13. William Shields--Father-in-law of Edwin H. Fay. Owned and operated cotton mill and corn mill factory in Minden, Louisiana, in which Edwin H. Fay was a partner.
   
14. Sarah (Whitfield) Shields--Edwin H. Fay's mother-in-law. Close relation of Governor James Whitfield of Mississippi.
   
15. "Bud"--John Shields, brother of Sarah Shields Fay. He was sixteen in 1864; Fay tried unsuccessfully to get the Engineer Bureau of the Trans-Mississippi Department to employ John Shields as his helper; Bud did accompany Fay on one of his trips, but in what status is unknwon; after the war John Shields became a prominent lawyer in Greenville, Mississippi.
   
16. Lou--Lucy Shields, younger sister of Sarah Shields Fay.
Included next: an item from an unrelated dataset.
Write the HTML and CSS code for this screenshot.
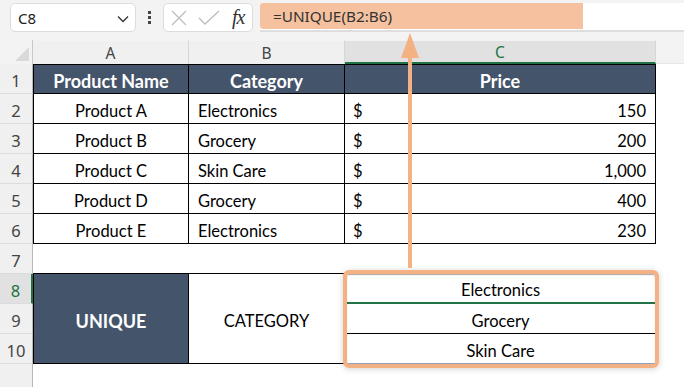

Was about seventeen and a student in a girls' school at Columbia, Tennessee when the war began; lived with her parents in Minden during the war; married Joseph Holmes, a Confederate soldier from Mississipppi.
   
17. Dr. Bright--J. E. Bright, D.D. President of the Minden Female College, 1862-1871.
   
18. Captain and Mrs. Wimberly--F. D. Wimberly and wife, of Minden. Neighbors and friends of the Shields and Fays; Wimberly was the first captain of the Minden Rangers, bu returned home in June, 1862, after the company was reorganized.
   
19. Dr. Patillo--W. C. Patillo, a Minden Physician. First lieutenant of the Mnnden Rangers until the company's reorganization; retuned home in June, 1862.
   
20. Rich--Slave and body servant of Edwin H. Fay. Apparently ran away to the Yankees in 1863 or 1864.
   
21. Cynthia, Henry, Lizzie, Laura, Gus--Household servants owned or hired by the Shields or the Fays in Minden during the war.